De fato, em 2014, o São José foi tricampeão da Libertadores, bicampeão paulista e venceu o Mundial de Clubes. Tanto sucesso chamou a atenção do Santos, que não perdeu tempo e logo contratou a atacante piauiense.

Maria Alves foi campeã paulista com o Santos em 2018 — Foto: Reprodução/Instagram

Maria Alves foi campeã paulista com o Santos em 2018 — Foto: Reprodução/Instagram

– Sempre tive o sonho de jogar com as Sereias da Vila. Eu tinha trabalhado com o Modesto Roma em Vitória de Santo Antão. Em 2015, ele era presidente do Santos e me fez o convite. E eu, claro, não podia dizer “não”. Era a realização de um sonho e fui extremamente feliz durante os três anos e meio em que joguei lá. Até que veio mais um passo que eu não esperava: Juventus! Onde passei os últimos dois anos. Essa foi minha trajetória até aqui no futebol.

A Velha Senhora

Maria Alves foi a primeira jogadora brasileira contratada pela Juventus, equipe apelidada de “A Velha Senhora” na Itália. Em dois anos, conquistou quatro títulos: dois Campeonatos Italianos e duas Supercopas da Itália, as competições mais relevantes do país.

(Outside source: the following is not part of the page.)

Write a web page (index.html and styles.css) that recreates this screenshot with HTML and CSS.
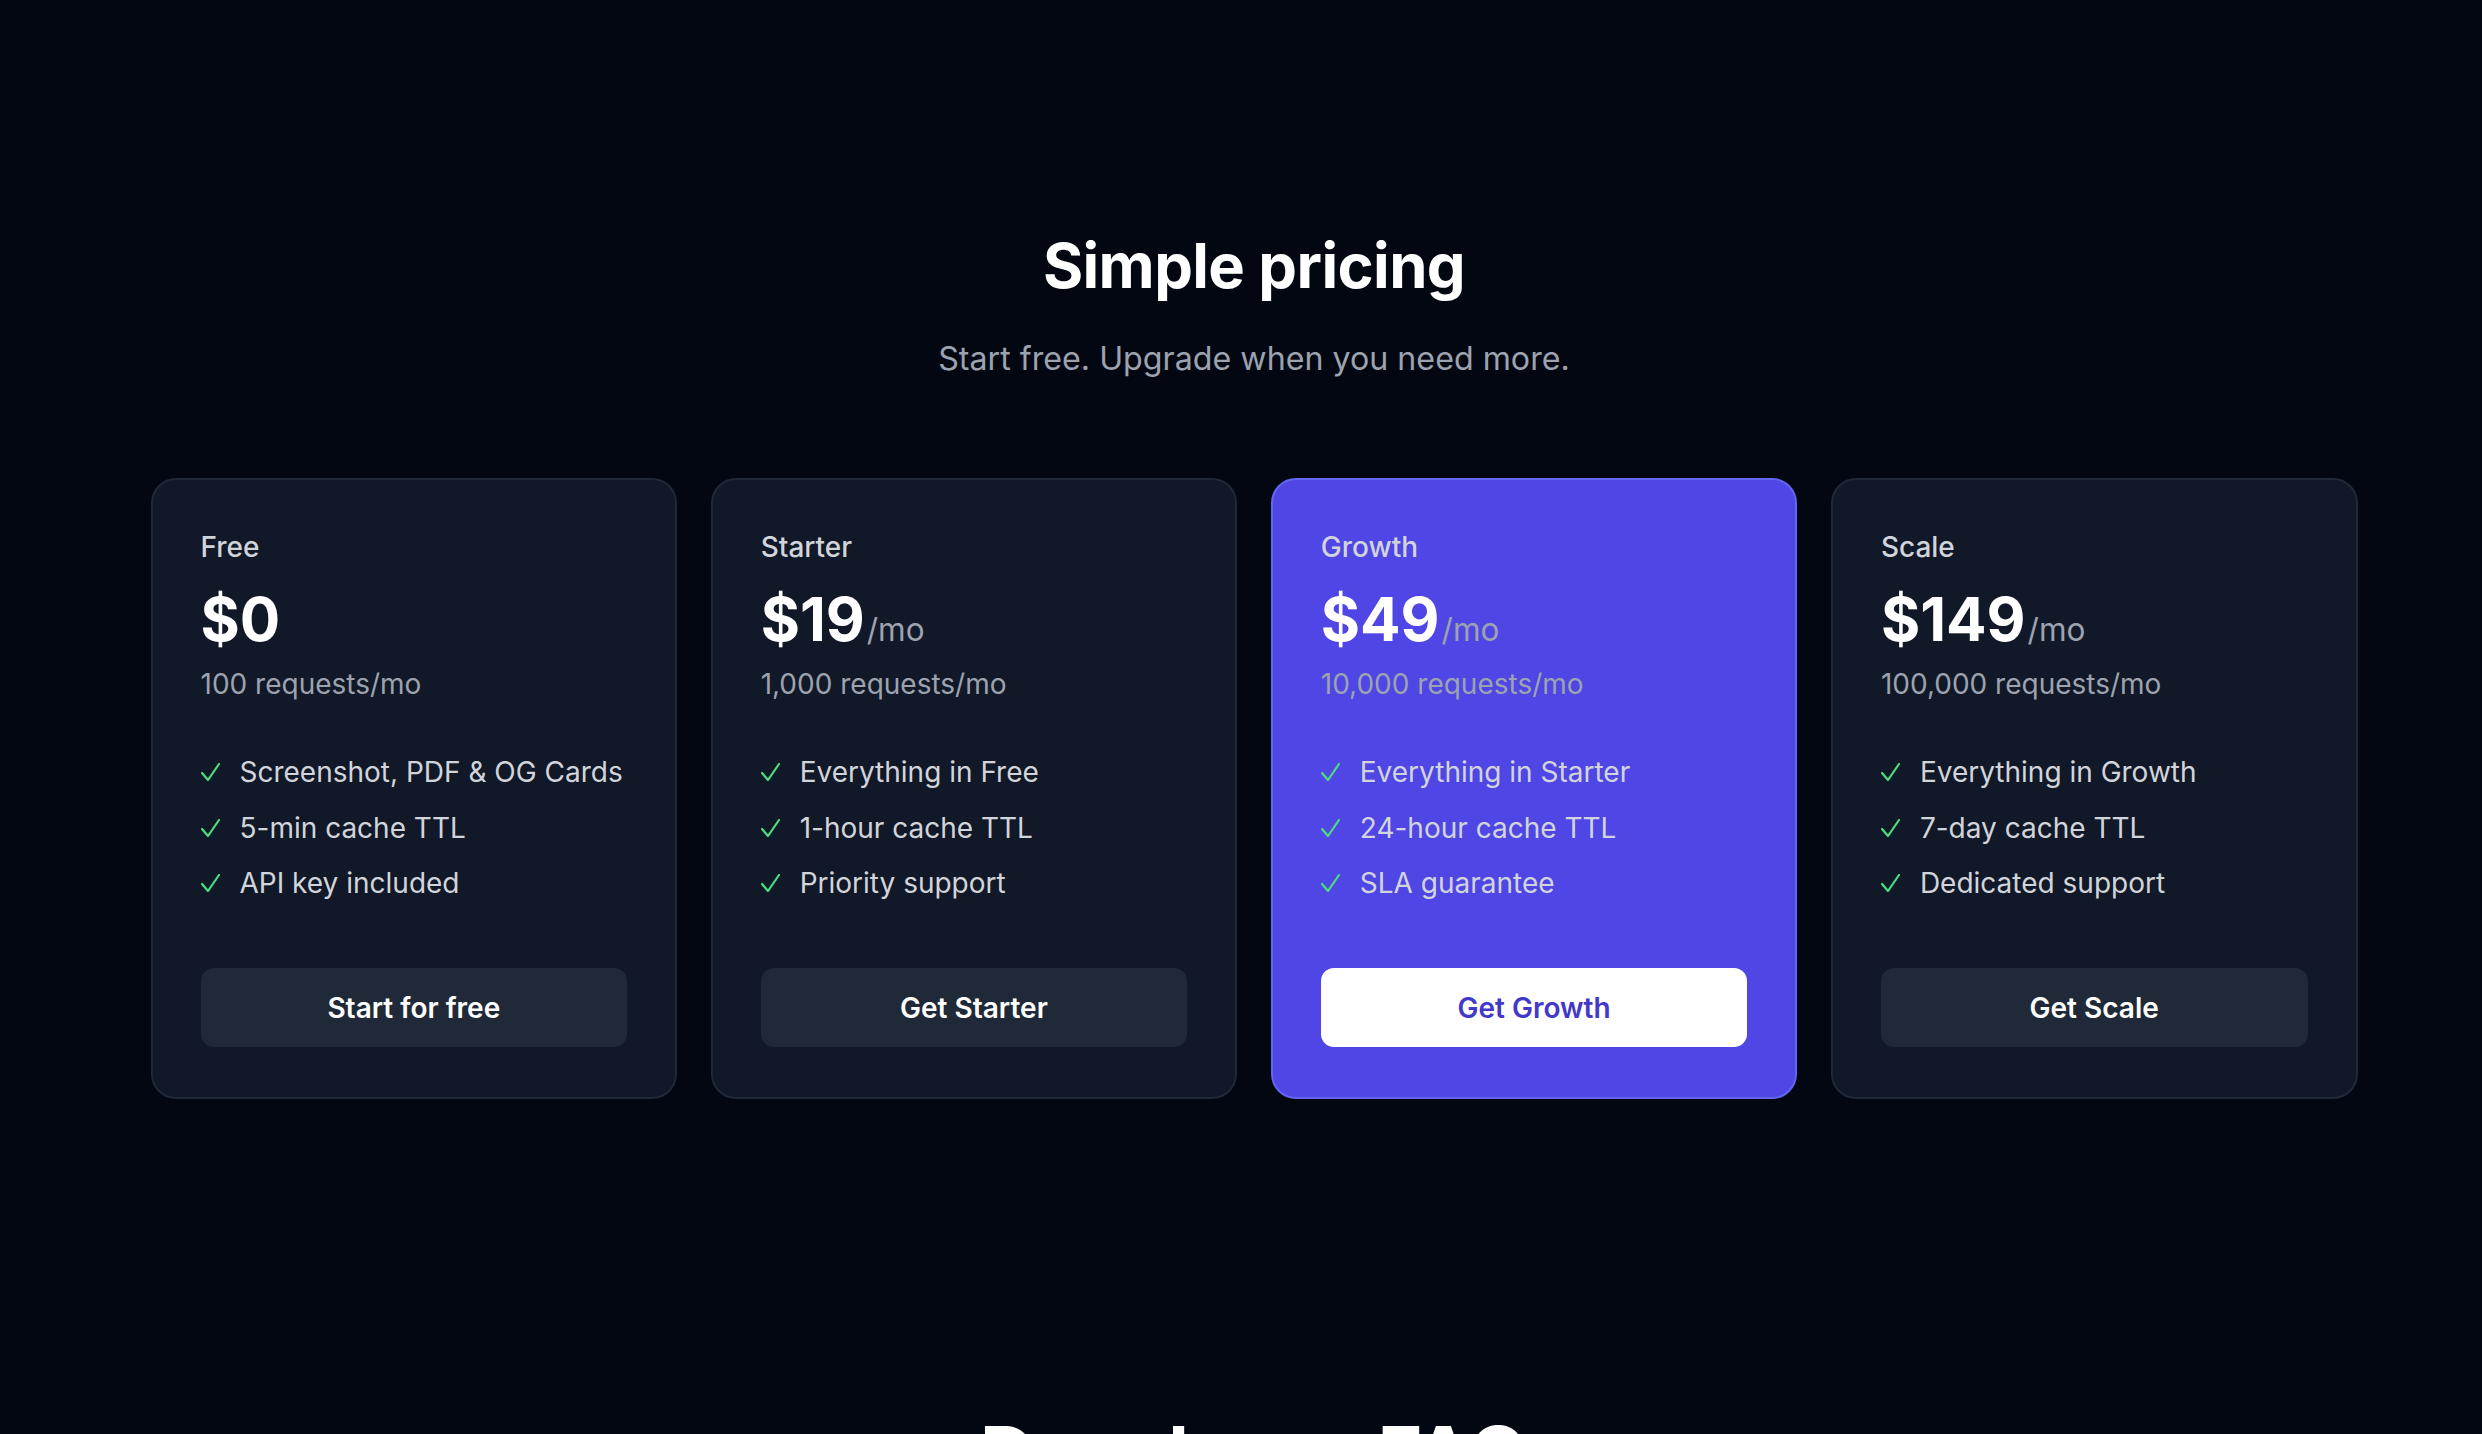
FILE: index.html
```html
<!DOCTYPE html>
<html lang="en">
<head>
<meta charset="utf-8">
<title>Pricing</title>
<link rel="stylesheet" href="styles.css">
</head>
<body>
<section class="pricing">
  <h2 class="title">Simple pricing</h2>
  <p class="subtitle">Start free. Upgrade when you need more.</p>
  <div class="plans">
    <div class="card">
      <div class="name">Free</div>
      <div class="price"><span class="amount">$0</span></div>
      <div class="quota">100 requests/mo</div>
      <ul class="features">
        <li><svg class="check" viewBox="0 0 19 18"><polyline points="1,10 7,17 18,1"/></svg><span>Screenshot, PDF &amp; OG Cards</span></li>
        <li><svg class="check" viewBox="0 0 19 18"><polyline points="1,10 7,17 18,1"/></svg><span>5-min cache TTL</span></li>
        <li><svg class="check" viewBox="0 0 19 18"><polyline points="1,10 7,17 18,1"/></svg><span>API key included</span></li>
      </ul>
      <a class="btn" href="#">Start for free</a>
    </div>
    <div class="card">
      <div class="name">Starter</div>
      <div class="price"><span class="amount">$19</span><span class="per">/mo</span></div>
      <div class="quota">1,000 requests/mo</div>
      <ul class="features">
        <li><svg class="check" viewBox="0 0 19 18"><polyline points="1,10 7,17 18,1"/></svg><span>Everything in Free</span></li>
        <li><svg class="check" viewBox="0 0 19 18"><polyline points="1,10 7,17 18,1"/></svg><span>1-hour cache TTL</span></li>
        <li><svg class="check" viewBox="0 0 19 18"><polyline points="1,10 7,17 18,1"/></svg><span>Priority support</span></li>
      </ul>
      <a class="btn" href="#">Get Starter</a>
    </div>
    <div class="card card-featured">
      <div class="name">Growth</div>
      <div class="price"><span class="amount">$49</span><span class="per">/mo</span></div>
      <div class="quota">10,000 requests/mo</div>
      <ul class="features">
        <li><svg class="check" viewBox="0 0 19 18"><polyline points="1,10 7,17 18,1"/></svg><span>Everything in Starter</span></li>
        <li><svg class="check" viewBox="0 0 19 18"><polyline points="1,10 7,17 18,1"/></svg><span>24-hour cache TTL</span></li>
        <li><svg class="check" viewBox="0 0 19 18"><polyline points="1,10 7,17 18,1"/></svg><span>SLA guarantee</span></li>
      </ul>
      <a class="btn btn-light" href="#">Get Growth</a>
    </div>
    <div class="card">
      <div class="name">Scale</div>
      <div class="price"><span class="amount">$149</span><span class="per">/mo</span></div>
      <div class="quota">100,000 requests/mo</div>
      <ul class="features">
        <li><svg class="check" viewBox="0 0 19 18"><polyline points="1,10 7,17 18,1"/></svg><span>Everything in Growth</span></li>
        <li><svg class="check" viewBox="0 0 19 18"><polyline points="1,10 7,17 18,1"/></svg><span>7-day cache TTL</span></li>
        <li><svg class="check" viewBox="0 0 19 18"><polyline points="1,10 7,17 18,1"/></svg><span>Dedicated support</span></li>
      </ul>
      <a class="btn" href="#">Get Scale</a>
    </div>
  </div>
</section>
<section class="next">
  <h2 class="next-title">Developer FAQ</h2>
</section>
</body>
</html>
```
FILE: styles.css
```css
html {
  overflow: hidden;
}
body {
  margin: 0;
  padding-left: 26px;
  background: #030712;
  font-family: Inter, "Noto Sans", sans-serif;
  color: #ffffff;
}
.pricing {
  padding-top: 230px;
  text-align: center;
}
.title {
  margin: 0;
  font-size: 61.5px;
  line-height: 72px;
  font-weight: 700;
  letter-spacing: -0.6px;
  color: #ffffff;
}
.subtitle {
  margin: 35px 0 0;
  font-size: 32.2px;
  line-height: 44px;
  color: #9ca3af;
}
.plans {
  width: 2207px;
  margin: 97px auto 0;
  display: grid;
  grid-template-columns: repeat(4, 1fr);
  gap: 33.5px;
  text-align: left;
}
.card {
  background: #111827;
  border: 2px solid #1f2937;
  border-radius: 25px;
  padding: 50px 48px 50px;
  display: flex;
  flex-direction: column;
}
.card-featured {
  background: #4f46e5;
  border-color: #6366f1;
}
.name {
  font-size: 28px;
  line-height: 34px;
  font-weight: 500;
  color: #d1d5db;
}
.price {
  margin-top: 20px;
  height: 70px;
  display: flex;
  align-items: baseline;
}
.amount {
  font-size: 60px;
  line-height: 70px;
  font-weight: 700;
  color: #ffffff;
}
.per {
  margin-left: 2px;
  font-size: 31.5px;
  line-height: 1;
  color: #9ca3af;
}
.quota {
  margin-top: 11px;
  font-size: 28px;
  line-height: 38px;
  color: #9ca3af;
}
.features {
  list-style: none;
  margin: 50px 0 0;
  padding: 0;
  display: flex;
  flex-direction: column;
  gap: 17.7px;
}
.features li {
  display: flex;
  align-items: center;
  gap: 20px;
  font-size: 28px;
  line-height: 38px;
  color: #d1d5db;
}
.check {
  width: 19px;
  height: 18px;
  flex: none;
  fill: none;
  stroke: #4ade80;
  stroke-width: 2.2;
  stroke-linecap: round;
  stroke-linejoin: round;
}
.btn {
  margin-top: 66px;
  height: 79px;
  display: flex;
  align-items: center;
  justify-content: center;
  border-radius: 13px;
  background: #1f2937;
  color: #ffffff;
  font-size: 28px;
  font-weight: 600;
  text-decoration: none;
}
.btn-light {
  background: #ffffff;
  color: #4338ca;
}
.next {
  margin-top: 312px;
  text-align: center;
}
.next-title {
  margin: 0;
  font-size: 76px;
  line-height: 84px;
  font-weight: 700;
  color: #ffffff;
}
```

– Quando recebi a notícia de que a Juventus queria me contratar, fiquei em choque, não acreditava. Jogar na Europa era um sonho, mas não pensava que Deus fosse me abençoar dessa forma, com esse presentão que é jogar na Juventus, um dos melhores clubes italianos. Foi uma emoção e tanto, fiquei eufórica e nervosa, pensando em tudo: “Meu Deus, como vai ser quando eu chegar lá? Como vou fazer para me comunicar? Onde vou morar?”. Eu imaginava uma coisa e quando cheguei foi outra totalmente diferente, bem melhor do que aquilo que eu imaginava.

Se a comunicação era uma preocupação, chegando lá, a jogadora tirou de letra. A proficiência dela no italiano chama a atenção nas redes sociais. Fãs de várias partes do mundo enviam mensagens em italiano, inglês, espanhol e, claro, português, e Maria responde fluentemente em todos.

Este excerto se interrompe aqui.